2011
The Prison and the Dandelion
June 2011


“The Prison and the Dandelion,” Ensign, June 2011, 20–21

The Prison & the Dandelion

As a missionary, I learned to face difficulties with hope and faith instead of becoming a prisoner of discouragement.

“These are the areas I’ll be assigning you to,” our mission president said when he met his three newest elders. I felt excited about the first two places he mentioned but reluctant about the third. It was a town with four prisons. Later that day, I felt somewhat relieved when I was assigned to one of the other areas. This reprieve was only temporary, however, as I was transferred to that town several months later.

I arrived by bus on a bitterly cold January night. A ward member brought my companion to pick me up, then drove us to an old house that had been divided into apartments. Missionaries often live in humble dwellings, but this was unlike any I’d seen before. “I haven’t let my bare feet touch the floor since I got here,” my companion said.

I soon learned why. Parts of the floor were spongy with decay. Not to be outdone, the ceiling sagged ominously. Wallpaper was peeling off the walls. Leaky radiators were hissing. When I opened the old latch-style fridge, I saw two boxes of breakfast cereal. “That’s how we keep out the cockroaches,” my companion explained. I was sure that those who said there were only four prisons in town had miscounted.

During the next few weeks, almost everything seemed to go against us. Despite working hard, we found very few people to teach. Of those we were teaching, two or three moved out of town. Adding to our difficulty was the worst winter anyone could remember. Icicles from our roof were five feet long. I defaulted to discouragement.

Apparently I expressed some of these struggles in my letters to family and friends. In response, I received a letter that breathed spring into my winter. “Bloom where you’re planted,” it said. This phrase helped me realize that I couldn’t blame adverse circumstances for the prison walls I felt rising around me. Instead, I was building the town’s newest prison with my own attitude.

Seeking a change of heart and mind, I turned to the Book of Mormon. I began to see spiritual parallels between my situation and the many accounts of people being freed from prison and other bondage. For example, as Alma and Amulek prayed for deliverance, “they broke the cords with which they were bound” (see Alma 14:26–29). And when Helaman’s sons Nephi and Lehi were cast into prison, the power of God freed them (see Helaman 5:20–49). I didn’t need anything so dramatic. All I needed was some hope and some guidance—I found both in abundance.

I also had an unexpected accomplice in my prison break: a dandelion. Before my mission, I spent a summer doing lawn care, and dandelions had been my enemy. One morning in the mission field, I walked outside and made peace. Surrounded by patches of late snow was a single dandelion. Instead of blooming in rich soil, it shone radiantly from a crack in the sidewalk. “Bloom where you’re planted,” I thought, surprised to find myself admiring the very flower I’d held in contempt.

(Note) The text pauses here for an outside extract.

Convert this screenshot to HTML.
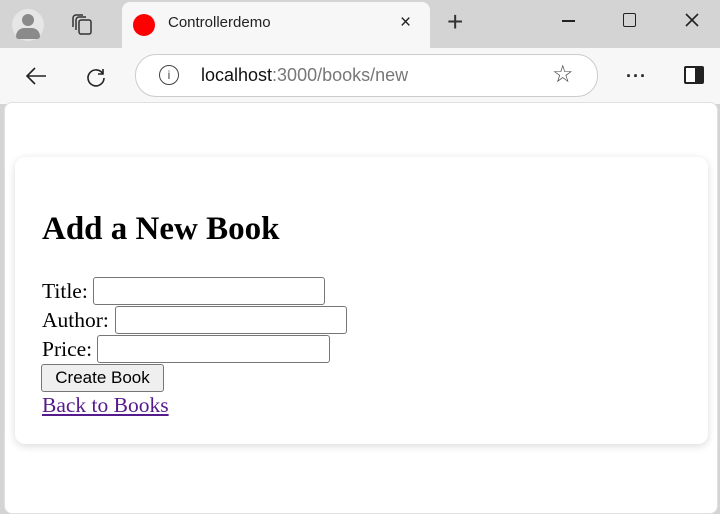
<!DOCTYPE html><html><head><style>
body{margin:0;width:720px;height:503px;overflow:hidden;background:#d4d4d4;font-family:"Liberation Sans",sans-serif;position:relative}
.a{position:absolute}
.t{font-family:"Liberation Serif",serif;font-size:21.5px;color:#000}
.in{position:absolute;height:26px;border:1px solid #767676;border-radius:3px;background:#fff}
</style></head><body>
<div class="a" style="left:12px;top:9px;width:32px;height:32px;border-radius:50%;background:#e6e6e6"></div>
<div class="a" style="left:22px;top:14px;width:12px;height:12px;border-radius:50%;background:#8a8a8a"></div>
<div class="a" style="left:16px;top:28px;width:24px;height:11px;border-radius:12px 12px 4px 4px;background:#8a8a8a"></div>
<svg class="a" style="left:70px;top:12px" width="26" height="26" viewBox="0 0 26 26" fill="none" stroke="#333" stroke-width="1.5"><rect x="9" y="8" width="12" height="14" rx="2"/><path d="M6 18V8a3 3 0 0 1 3-3h7M3 15V6a3 3 0 0 1 3-3h7"/></svg>
<div class="a" style="left:122px;top:2px;width:308px;height:50px;background:#f7f7f7;border-radius:8px 8px 0 0"></div>
<div class="a" style="left:133px;top:14px;width:22px;height:22px;border-radius:50%;background:#f00"></div>
<div class="a" style="left:168px;top:14px;font-size:15px;color:#222">Controllerdemo</div>
<div class="a" style="left:400px;top:12px;font-size:19px;color:#222">×</div>
<div class="a" style="left:447px;top:6px;font-size:28px;font-weight:300;color:#333">+</div>
<div class="a" style="left:562px;top:20px;width:13px;height:1.5px;background:#222"></div>
<div class="a" style="left:623px;top:13px;width:11px;height:12px;border:1.5px solid #222;border-radius:2px"></div>
<svg class="a" style="left:684px;top:12px" width="16" height="16" viewBox="0 0 16 16" stroke="#222" stroke-width="1.6"><path d="M2 2L14 14M14 2L2 14"/></svg>
<div class="a" style="left:0;top:48px;width:720px;height:56px;background:#f7f7f7"></div>
<svg class="a" style="left:24px;top:64px" width="24" height="24" viewBox="0 0 24 24" fill="none" stroke="#222" stroke-width="1.6"><path d="M22 12H3M11 4l-8 8 8 8"/></svg>
<svg class="a" style="left:84px;top:64px" width="24" height="24" viewBox="0 0 24 24" fill="none" stroke="#222" stroke-width="1.6"><path d="M19 5v5h-5M19 10A8 8 0 1 0 20 14"/></svg>
<div class="a" style="left:135px;top:54px;width:461px;height:41px;border:1px solid #ccc;border-radius:21px;background:#fff"></div>
<div class="a" style="left:159px;top:65px;width:18px;height:18px;border:1.5px solid #444;border-radius:50%;font-size:12px;text-align:center;line-height:18px;color:#444">i</div>
<div class="a" style="left:201px;top:65px;font-size:18px;color:#111">localhost<span style="color:#777">:3000/books/new</span></div>
<div class="a" style="left:552px;top:60px;font-size:24px;color:#444">☆</div>
<div class="a" style="left:626px;top:66px;font-size:18px;color:#222;letter-spacing:1px;font-weight:bold">···</div>
<div class="a" style="left:684px;top:66px;width:16px;height:14px;border:2px solid #222;border-radius:2px;background:linear-gradient(90deg,#fff 55%,#222 55%)"></div>
<div class="a" style="left:4px;top:102px;width:712px;height:410px;background:#fff;border:1px solid #e0e0e0;border-radius:8px"></div>
<div class="a" style="left:15px;top:157px;width:693px;height:287px;background:#fff;border-radius:10px;box-shadow:0 2px 8px rgba(0,0,0,.15)"></div>
<div class="a t" style="left:42px;top:211px;font-size:33px;font-weight:bold">Add a New Book</div>
<div class="a t" style="left:42px;top:279px">Title:</div>
<div class="in" style="left:93px;top:277px;width:230px"></div>
<div class="a t" style="left:42px;top:308px">Author:</div>
<div class="in" style="left:115px;top:306px;width:230px"></div>
<div class="a t" style="left:42px;top:337px">Price:</div>
<div class="in" style="left:97px;top:335px;width:231px"></div>
<div class="a" style="left:41px;top:364px;width:121px;height:26px;border:1px solid #767676;border-radius:3px;background:#efefef;font-size:17px;text-align:center;line-height:26px;color:#000">Create Book</div>
<div class="a t" style="left:42px;top:393px;color:#551a8b;text-decoration:underline">Back to Books</div>
</body></html>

Because of the dandelion’s ability to thrive in almost any environment, I adopted it as a symbol to help me do the same. Gradually I stopped letting difficult conditions control my outlook. I came to recognize the irony that in this place where so many people were forcibly denied their freedom, I had been surrendering the most fundamental freedom—the power to choose my response to my circumstances—without much of a fight.

My missionary journal shows a remarkable change. My negative outlook had been self-fulfilling. As I developed positive expectations, they also became self-fulfilling. My pleadings changed from silently hoping I wouldn’t be sentenced to that area to openly asking to stay. “I love these people,” I wrote repeatedly, and “I love this place.”

Soon I saw a connection between my field of labor and these words of the Lord from the Doctrine and Covenants: “I have much people in this place, … and an effectual door shall be opened” (D&C 100:3). Through some of the doors that were opened, the blessings of the gospel are now extending into new generations and even into other nations.

I also saw a connection between the town where I was serving and these similar words of the Lord: “I have … many people in this city, whom I will gather out in due time … through your instrumentality” (D&C 111:2). To me, this scripture suggested that in some small way, the Lord’s work in that town depended on the missionaries being good instruments. My earlier attitude had limited my potential as such an instrument. Changing my attitude did much more than improve my personal capacity; it also made me a better instrument for the Lord to work through.

The town I once hoped to avoid continues to bless my life more than 30 years after my reluctant departure. To this day, I cherish the friendships. And I still benefit from the discovery that I can choose to bloom wherever I am planted, whenever the season, whatever the challenges. As life progresses and greater challenges arise, the prison and the dandelion still face off against each other from time to time. But before I get very far with my concrete and razor wire, I summon this experience as a missionary, and the prison walls collapse.

“Behold, he did deliver them because they did humble themselves before him; and because they cried mightily unto him he did deliver them out of bondage; and thus doth the Lord work with his power in all cases among the children of men, extending the arm of mercy towards them that put their trust in him” (Mosiah 29:20).